Le thème de la catastrophe est-il une figure récurrente de l’imaginaire japonais ?

Pierre-François Souyri. Dans l’histoire du Japon il y a souvent eu des éruptions violentes, des tremblements de terre. Ce sont même les Japonais qui ont inventé le mot tsunami. La nature n’y est pas toujours facile et il y a un sentiment du caractère éphémère de la vie, de l’impermanence des choses qui est tout à fait prégnant. Dans l’imaginaire, notamment de la sous-culture, je pense au cinéma de série B, aux mangas ou à la littérature de gare, on retrouve de façon récurrente le thème de la catastrophe, du cataclysme. Au lendemain de la Seconde Guerre mondiale, il y a eu la série des Godzilla, une espèce de reptile qui dort et qui est réveillé par les bombes nucléaires américaines. Affolé, ayant perdu ses repères, il se met à détruire la ville. On s’aperçoit en fait que ce Godzilla est bon, mais c’est la folie de l’homme qui l’a réveillé. Á la fin des années cinquante, un roman de Sakyo Komatsu, publié en français sous le titre la Submersion du Japon, décrit le Japon englouti dans la mer à la suite d’un cataclysme sismique. Le gouvernement du Japon demande alors à l’ONU d’évacuer la population japonaise. Et des débats ont alors lieu pour savoir combien de Japonais seront accueillis par tel ou tel pays. Dans les mangas, il y a aussi ce thème de la submersion, de l’apocalypse soit tellurique, soit liée à la folie des hommes. Les Japonais sont quand même la seule population qui ait connu le phénomène d’irradiation nucléaire. Le nucléaire, plus l’instabilité géologique du pays, favorise ce genre d’imagination. Deux ingrédients qu’on retrouve dans la catastrophe actuelle qui va certainement relancer l’imaginaire.
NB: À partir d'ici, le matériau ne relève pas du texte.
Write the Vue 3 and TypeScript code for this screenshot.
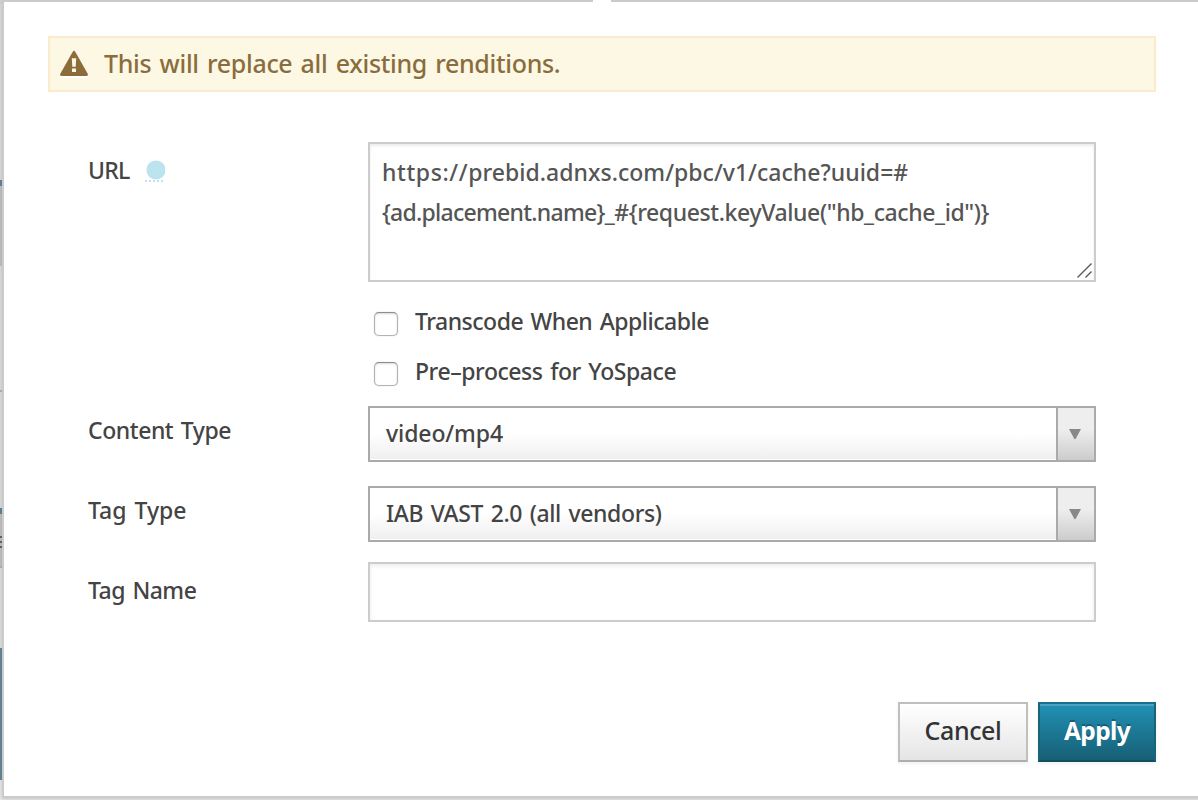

Pour autant, ce n’est pas le tremblement de terre de 1923 qui a spécifiquement déclenché cette littérature catastrophique, mais plutôt les explosions nucléaires de 1945.

(1) Derniers ouvrages parus : le Japon des Japonais (avec Philippe Pons), Éditions Liana Levi, 2002 et la Nouvelle Histoire du Japon, Éditions Perrin, Lonrai 2010.